Learning from a tragedy

When a beloved second-grade teacher, Kim Baucom Conover, was shot and killed by her estranged husband before he killed himself on April 15, it left many friends and neighbors shocked, saddened, and wondering if anything could have been done to prevent the tragedy.

The murder-suicide also prompted a desire to confront domestic violence, whiach is an ongoing but usually unnoticed problem in Petaluma. Baucom Conover's was the second death related to domestic violence in two years, following that of Buapha Mullennix in early 2010.

"When this first happened with Kim, a lot of people said, (the Fabulous Women) should do an event for her," recalled Krista Gawronski, founder and leader of the Fabulous Women, a group of community-minded women who energetically support various causes around town.

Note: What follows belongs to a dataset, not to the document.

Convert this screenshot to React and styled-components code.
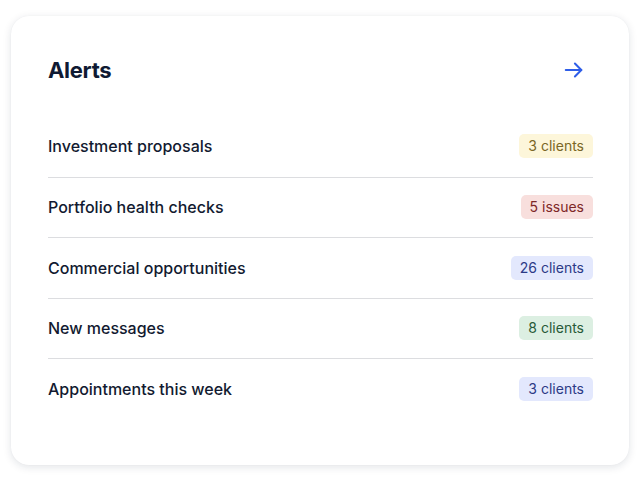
import styled, { createGlobalStyle } from "styled-components";

const GlobalStyle = createGlobalStyle`
  body {
    margin: 0;
    background: #ffffff;
    font-family: Inter, "Noto Sans", sans-serif;
  }
`;

const Page = styled.main`
  padding: 16px 11px;
`;

const Card = styled.section`
  background: #ffffff;
  border-radius: 18px;
  box-shadow: 0 2px 8px rgba(20, 30, 60, 0.12), 0 0 1px rgba(20, 30, 60, 0.08);
  padding: 40px 36px 46px 37px;
`;

const Header = styled.header`
  display: flex;
  align-items: center;
  justify-content: space-between;
  height: 28px;
  margin-bottom: 32px;
`;

const Title = styled.h1`
  margin: 0;
  font-size: 22px;
  font-weight: 700;
  color: #0f1a33;
  letter-spacing: -0.3px;
`;

const ArrowButton = styled.button`
  border: none;
  background: none;
  padding: 0;
  margin-right: 8px;
  display: flex;
  color: #2f5ee8;
  cursor: pointer;
`;

const List = styled.ul`
  list-style: none;
  margin: 0;
  padding: 0;
`;

const Row = styled.li`
  box-sizing: border-box;
  display: flex;
  align-items: center;
  justify-content: space-between;
  height: 60.5px;
  border-top: ${(p) => (p.$first ? "none" : "1px solid #dcdde0")};
`;

const Label = styled.span`
  font-size: 16px;
  font-weight: 500;
  color: #121a30;
`;

const tones = {
  yellow: { bg: "#fdf6da", fg: "#7a6626" },
  red: { bg: "#f8dfdd", fg: "#7e2727" },
  blue: { bg: "#e3e8fd", fg: "#2c3a86" },
  green: { bg: "#dcefe2", fg: "#275a38" },
};

const Badge = styled.span`
  font-size: 14px;
  line-height: 24px;
  padding: 0 9px;
  border-radius: 5px;
  background: ${(p) => tones[p.$tone].bg};
  color: ${(p) => tones[p.$tone].fg};
`;

const alerts = [
  { label: "Investment proposals", badge: "3 clients", tone: "yellow" },
  { label: "Portfolio health checks", badge: "5 issues", tone: "red" },
  { label: "Commercial opportunities", badge: "26 clients", tone: "blue" },
  { label: "New messages", badge: "8 clients", tone: "green" },
  { label: "Appointments this week", badge: "3 clients", tone: "blue" },
];

export default function App() {
  return (
    <>
      <GlobalStyle />
      <Page>
        <Card>
          <Header>
            <Title>Alerts</Title>
            <ArrowButton aria-label="See all alerts">
              <svg width="22" height="22" viewBox="0 0 24 24" fill="none" stroke="currentColor" strokeWidth="2.2" strokeLinecap="round" strokeLinejoin="round">
                <path d="M3 12h17" />
                <path d="M13 5l7 7-7 7" />
              </svg>
            </ArrowButton>
          </Header>
          <List>
            {alerts.map((a, i) => (
              <Row key={a.label} $first={i === 0}>
                <Label>{a.label}</Label>
                <Badge $tone={a.tone}>{a.badge}</Badge>
              </Row>
            ))}
          </List>
        </Card>
      </Page>
    </>
  );
}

Mrs. Conover's students remember


"But we really wanted to give the family time and space to grieve, do something with their blessing and properly acknowledge their daughter," she said.

So it is that four months later, on Sunday, Aug. 12, the Fabulous Women will host "Let's Face It," an event intended to confront domestic violence head-on in a three-hour program. It will feature speakers like District Attorney Jill Ravitch, a representative of the Sonoma County YWCA, and a survivor of domestic violence.

Gawronski said she hopes the day will be both educational for women around the community and a tribute to Kim Baucom (her friends and family refer to her now by her maiden name), who was a member of the Fabulous Women.

"We're hoping this will be a life-changing day, where we can reinforce to women that they're not alone, that there's resources out there that can change your life," Gawronski said, adding that her group hopes to dispel the stereotype that only a certain sort of woman falls victim to domestic violence, pointing out that strong, independent women also find themselves in such situations.

"Domestic violence is an ugly thing nobody wants to talk about," Gawronski said, adding that many people don't think they need to learn about it because they don't believe it applies to their lives. "The reality is, maybe you have a friend or colleague in trouble," she said. "We want people to be armed with all this information and know that there are all these fabulous community resources out there."

Those resources include the Sonoma County YWCA, the Family Justice Center and the Petaluma Police Department, all of which will have representatives at the event. Baucom's sister will be there as well, helping to bring the event full circle, Gawronski said.

Current and prospective City Council members have also said they'll attend, along with County Supervisor David Rabbitt, who will say a few words before introducing Ravitch.